Of course, you could stop right there. But you’d be wasting a priceless chance to turn recognition into education. What if you edited the comments of the external judges into lively video critiques? Published reviews of the entries on the online innovation center? Shared the learnings from this year’s output, so that next year’s output could stand on its shoulders? Even used the learnings, reviews, and critiques to build out a series of training modules? Then you’d have a perpetual-motion machine for driving higher and higher levels of design, and for spreading a culture of innovation into every corner of the enterprise.

Lever 16: Reward With Wicked Problems

While most employees appreciate public acclaim and the occasional monetary award, the highest achievers want something more. They want bigger problems. They want an opportunity to tackle mean, hairy challenges and make a significant contribution to the company.

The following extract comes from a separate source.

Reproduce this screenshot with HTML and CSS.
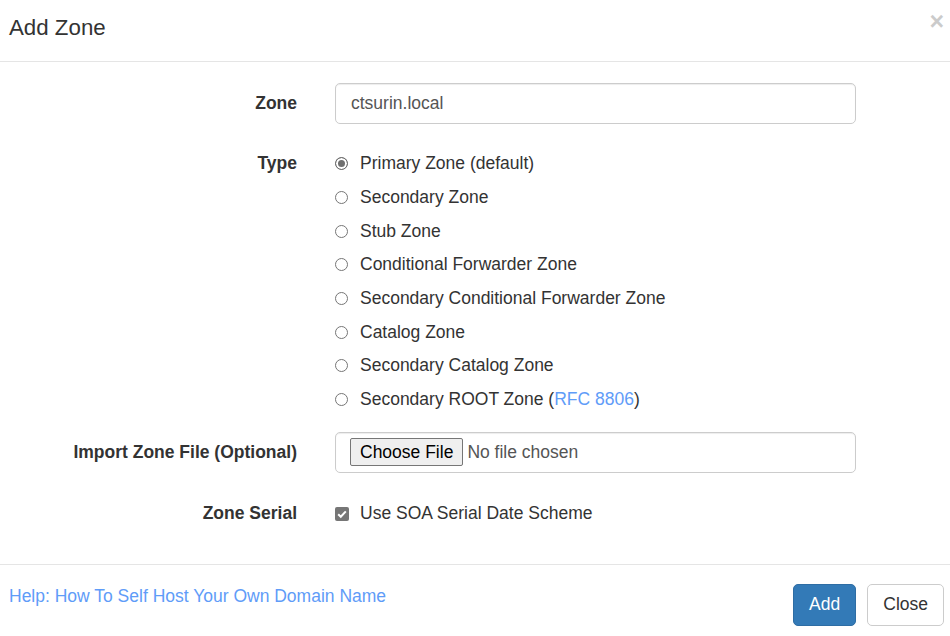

In THE SUPPORT ECONOMY, authors Zuboff and Maxmin observe that companies haven’t kept pace with the culture at large, because people no longer want jobs—they want support to fulfill their dreams. IBM is a company that gets it. The company recognizes outstanding research scientists by bestowing on them the lifetime status of “IBM Scientist.” Along with this title comes several years of time and seed money to develop leading-edge science and technology for the company.

This is one reason why Google has been rated the number-one company to work for. Far from discouraging risk-taking, the company actually demands it. You can’t “organize the world’s information and make it universally accessible and useful” without overcoming a few obstacles.

What wicked problems exist at your company? How can you turn hairy obstacles into high-status rewards? Who out there looks hungry for a challenge?